Foods high in fat should be avoided by anyone that suffers from acid reflux. Fatty foods take longer to digest, spending more time in the stomach, which requires the production of more stomach acids to move things along. 
Foods high in fat, such as full fat milk, may also relax the lower esophageal sphincter (LES), the muscle between the stomach and the esophagus that keeps stomach acids contained, causing it to open and allow foods and gastric acids to reflux into the esophagus. 
Too Much Milk Can Cause Acid Reflux
Eating too much is actually the leading cause of acid reflux episodes. When the stomach is too full, it distends which puts pressure on the LES, which can cause it to open. 

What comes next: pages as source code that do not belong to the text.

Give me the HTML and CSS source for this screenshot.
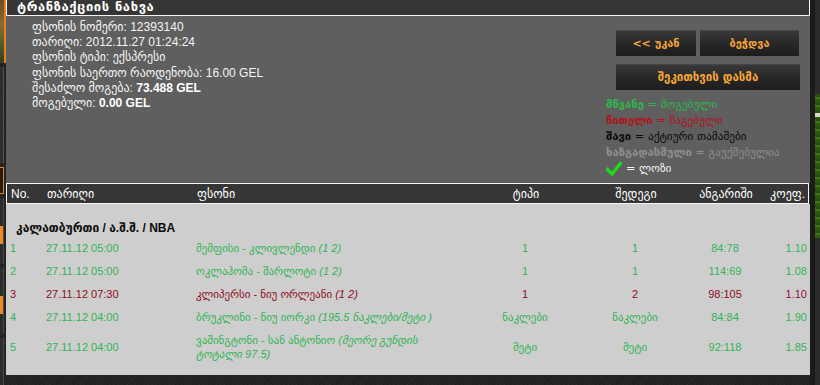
FILE: index.html
```html
<!DOCTYPE html>
<html lang="ka">
<head>
<meta charset="utf-8">
<title>ტრანზაქციის ნახვა</title>
<link rel="stylesheet" href="styles.css">
</head>
<body>
<div class="page">
  <aside class="edge-left">
    <div class="el-photo"></div>
    <div class="el-box"></div>
    <div class="el-frame"></div>
    <div class="el-tab"><span class="el-mark"></span></div>
    <div class="el-tab"><span class="el-mark"></span></div>
    <div class="el-tab"></div>
  </aside>

  <main class="panel">
    <div class="title">ტრანზაქციის ნახვა</div>

    <section class="summary">
      <div class="info">
        <div>ფსონის ნომერი: 12393140</div>
        <div>თარიღი: 2012.11.27 01:24:24</div>
        <div>ფსონის ტიპი: ექსპრესი</div>
        <div>ფსონის საერთო რაოდენობა: 16.00 GEL</div>
        <div>შესაძლო მოგება: <b>73.488 GEL</b></div>
        <div>მოგებული: <b>0.00 GEL</b></div>
      </div>

      <div class="side">
        <div class="btn-row">
          <button class="btn btn-back">&lt;&lt; უკან</button>
          <button class="btn btn-print">ბეჭდვა</button>
        </div>
        <button class="btn btn-ask">შეკითხვის დასმა</button>
        <ul class="legend">
          <li class="lg-green"><b>მწვანე</b> = მოგებული</li>
          <li class="lg-red"><b>წითელი</b> = წაგებული</li>
          <li class="lg-black"><b>შავი</b> = აქტიური თამაშები</li>
          <li class="lg-gray"><b>ხაზგადასმული</b> = გაუქმებულია</li>
          <li class="lg-check">
            <svg class="check" viewBox="0 0 16 16" width="16" height="16"><path d="M1.5 8.5 L6 13 L14.5 2.5" fill="none" stroke="#1fd81f" stroke-width="3.4" stroke-linecap="square"/></svg>
            = ლოზი
          </li>
        </ul>
      </div>
    </section>

    <div class="thead grid">
      <span class="c-no">No.</span>
      <span>თარიღი</span>
      <span>ფსონი</span>
      <span class="c-mid">ტიპი</span>
      <span class="c-mid">შედეგი</span>
      <span class="c-mid">ანგარიში</span>
      <span class="c-end">კოეფ.</span>
    </div>

    <div class="tbody">
      <div class="category">კალათბურთი / ა.შ.შ. / NBA</div>

      <div class="row grid win">
        <span class="c-no">1</span>
        <span>27.11.12 05:00</span>
        <span class="c-ev">მემფისი - კლივლენდი <i>(1 2)</i></span>
        <span class="c-mid">1</span>
        <span class="c-mid">1</span>
        <span class="c-mid">84:78</span>
        <span class="c-end">1.10</span>
      </div>
      <div class="row grid win">
        <span class="c-no">2</span>
        <span>27.11.12 05:00</span>
        <span class="c-ev">ოკლაჰომა - შარლოტი <i>(1 2)</i></span>
        <span class="c-mid">1</span>
        <span class="c-mid">1</span>
        <span class="c-mid">114:69</span>
        <span class="c-end">1.08</span>
      </div>
      <div class="row grid lose">
        <span class="c-no">3</span>
        <span>27.11.12 07:30</span>
        <span class="c-ev">კლიპერსი - ნიუ ორლეანი <i>(1 2)</i></span>
        <span class="c-mid">1</span>
        <span class="c-mid">2</span>
        <span class="c-mid">98:105</span>
        <span class="c-end c-coef">1.10</span>
      </div>
      <div class="row grid win">
        <span class="c-no">4</span>
        <span>27.11.12 04:00</span>
        <span class="c-ev">ბრუკლინი - ნიუ იორკი <i>(195.5 ნაკლები/მეტი )</i></span>
        <span class="c-mid">ნაკლები</span>
        <span class="c-mid">ნაკლები</span>
        <span class="c-mid">84:84</span>
        <span class="c-end">1.90</span>
      </div>
      <div class="row grid win tall">
        <span class="c-no">5</span>
        <span>27.11.12 04:00</span>
        <span class="c-ev">ვაშინგტონი - სან ანტონიო <i>(მეორე გუნდის<br>ტოტალი 97.5)</i></span>
        <span class="c-mid">მეტი</span>
        <span class="c-mid">მეტი</span>
        <span class="c-mid">92:118</span>
        <span class="c-end">1.85</span>
      </div>
    </div>
  </main>

  <aside class="edge-right">
    <div class="er-col">
      <div class="er-thumb"></div>
    </div>
  </aside>
</div>
</body>
</html>
```

FILE: styles.css
```css
* { box-sizing: border-box; }

html, body {
  margin: 0;
  padding: 0;
}

body {
  background-color: #242424;
  background-image:
    repeating-linear-gradient(45deg, rgba(255,255,255,0.025) 0 1px, transparent 1px 3px),
    repeating-linear-gradient(-45deg, rgba(0,0,0,0.18) 0 1px, transparent 1px 3px);
  font-family: "Liberation Sans", "DejaVu Sans", Arial, sans-serif;
  font-size: 12px;
  color: #fff;
  overflow: hidden;
}

.page {
  display: flex;
  align-items: flex-start;
  width: 820px;
  height: 385px;
}

/* ---------- left edge (page behind the dialog) ---------- */
.edge-left {
  width: 6px;
  flex: none;
  display: flex;
  flex-direction: column;
  gap: 4px;
}
.el-photo {
  height: 63px;
  border-right: 2px solid #e8801e;
  background: linear-gradient(#6b4a26, #8c6a2e 40%, #4f5e2b 70%, #3e3a22);
}
.el-box {
  height: 96px;
  width: 4px;
  background: #2e2e2e;
  border-right: 1px solid #555;
}
.el-frame {
  height: 27px;
  width: 4px;
  background: #1e1e1e;
  border: 1px solid #e8801e;
  border-left: none;
}
.el-tab {
  height: 66px;
  width: 4px;
  background: #2c2c2c;
  border-right: 1px solid #4a4a4a;
  padding-top: 28px;
}
.el-mark {
  display: block;
  width: 3px;
  height: 18px;
  background: #f08a1e;
}

/* ---------- right edge ---------- */
.edge-right {
  width: 10px;
  flex: none;
  height: 385px;
  display: flex;
  justify-content: flex-end;
  background: #1b1b1b;
}
.er-col {
  width: 5px;
  height: 385px;
  background: #2a2a2a;
  padding-top: 94px;
}
.er-thumb {
  height: 144px;
  background:
    linear-gradient(transparent 19px, #d8d8c8 19px, #d8d8c8 23px, transparent 23px),
    repeating-linear-gradient(0deg, #2f5a12 0 3px, #3f7418 3px 5px, #284d0e 5px 8px);
}

/* ---------- main panel ---------- */
.panel {
  width: 804px;
  flex: none;
  display: flex;
  flex-direction: column;
}

.title {
  height: 16px;
  background: #363636;
  border: 1px solid #f4f4f4;
  border-top: none;
  padding-left: 10px;
  font-family: "DejaVu Sans", sans-serif;
  font-weight: bold;
  font-size: 13px;
  letter-spacing: 0.6px;
  line-height: 14px;
  color: #fff;
  white-space: nowrap;
}

.summary {
  background: #5f5f5f;
  height: 167px;
  display: flex;
  justify-content: space-between;
}

.info {
  padding: 4px 0 0 26px;
  font-size: 12px;
  line-height: 15.2px;
  color: #f4f4f4;
}
.info div { white-space: nowrap; }
.info b { font-weight: bold; color: #fff; }

.side {
  width: 204px;
  padding: 14px 10px 0 0;
  display: flex;
  flex-direction: column;
}

.btn-row {
  display: flex;
  gap: 4px;
  margin-left: 10px;
}

.btn {
  height: 26px;
  border: none;
  border-radius: 1px;
  background: linear-gradient(#3a3a3a, #282828 50%, #1d1d1d);
  box-shadow: inset 0 1px 0 rgba(255,255,255,0.05);
  color: #f6a53a;
  font-family: "DejaVu Sans", sans-serif;
  font-weight: bold;
  font-size: 11px;
  padding: 0;
  cursor: pointer;
}
.btn-back { width: 80px; }
.btn-print { width: 99px; }
.btn-ask {
  width: 184px;
  margin: 8px 0 0 10px;
  font-size: 11.5px;
}

.legend {
  list-style: none;
  margin: 7px 0 0 0;
  padding: 0;
  font-family: "DejaVu Sans", sans-serif;
  font-size: 11.3px;
  line-height: 16px;
}
.legend li { white-space: nowrap; }
.lg-green { color: #2db84d; }
.lg-red { color: #b3111a; }
.lg-black { color: #0a0a0a; }
.lg-gray { color: #8f8f8f; }
.lg-check {
  color: #f4f4f4;
  display: flex;
  align-items: center;
  gap: 4px;
}
.check { display: block; }

/* ---------- table ---------- */
.grid {
  display: grid;
  grid-template-columns: 40px 150px 274px 110px 110px 70px 1fr;
  align-items: center;
}

.thead {
  height: 21px;
  width: 803px;
  background: #363636;
  border: 1px solid #f4f4f4;
  color: #fff;
  font-size: 12px;
  font-family: "Liberation Sans", "DejaVu Sans", sans-serif;
}
.thead span { white-space: nowrap; }

.c-no { padding-left: 4px; }
.c-mid { text-align: center; }
.c-end { text-align: right; padding-right: 3px; }

.tbody {
  background: #cecece;
  padding: 16px 0 9px;
  font-size: 11px;
}

.category {
  height: 16px;
  line-height: 16px;
  padding-left: 10px;
  font-weight: bold;
  color: #0c0c0c;
  font-size: 12px;
}

.row {
  height: 23px;
  line-height: 14px;
}
.row.tall { height: 38px; }
.row span { white-space: nowrap; }
.row i { font-style: italic; }

.win { color: #2fb553; }
.lose { color: #8c0f1c; }
.lose .c-coef { color: #8e0a50; }
```
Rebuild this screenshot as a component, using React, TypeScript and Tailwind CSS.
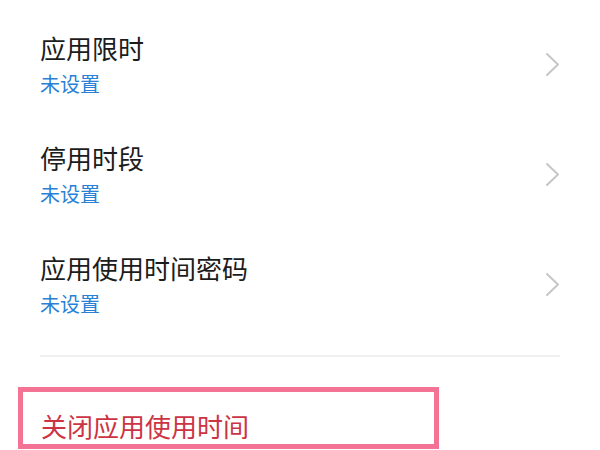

Alternatives to Whole Milk for Acid Reflux
The prescription for managing acid reflux without giving up milk is to find a less fatty alternative like skim milk. There are several other lower fat milk alternatives such as soy (3.5g), almond (2.5 g), flax (2.5g), and rice milk (2.5 g). 
Study Reveals Infant GERD May be Cow’s Milk Allergy
A 2001 study revealed that cow’s milk is also bad for acid reflux experienced in infants.
GERD is a common condition in infancy and a study published in the journal Gut and Liver concluded that cow’s milk may be to blame in some cases. The researchers studied eighty-one infants with symptoms of GERD a proton-pump inhibitor commonly used in the treatment of GERD. The researchers found that though two-thirds responded positively to the treatment, the remainder did not. For these patients, cow’s milk was removed from either the diets of the infants or the diets of the breast-feeding mother. Four weeks following the removal of cow’s milk from the group’s diet, all signs and symptoms of GERD were resolved. The findings reveal that infant GERD may actually be cow’s milk allergy (CMA). 
The American Academy of Pediatrics warns against giving infants one-year-old and under milk for a variety of health reasons. First, the proteins and fats present in cow’s milk are difficult for an infant’s undeveloped system to handle. Also, cow’s milk does not provide enough iron, vitamin E or essential fatty acids, while containing too much protein, potassium, and sodium.
The AAP recommends breast milk or iron-fortified formula for the first twelve months of life.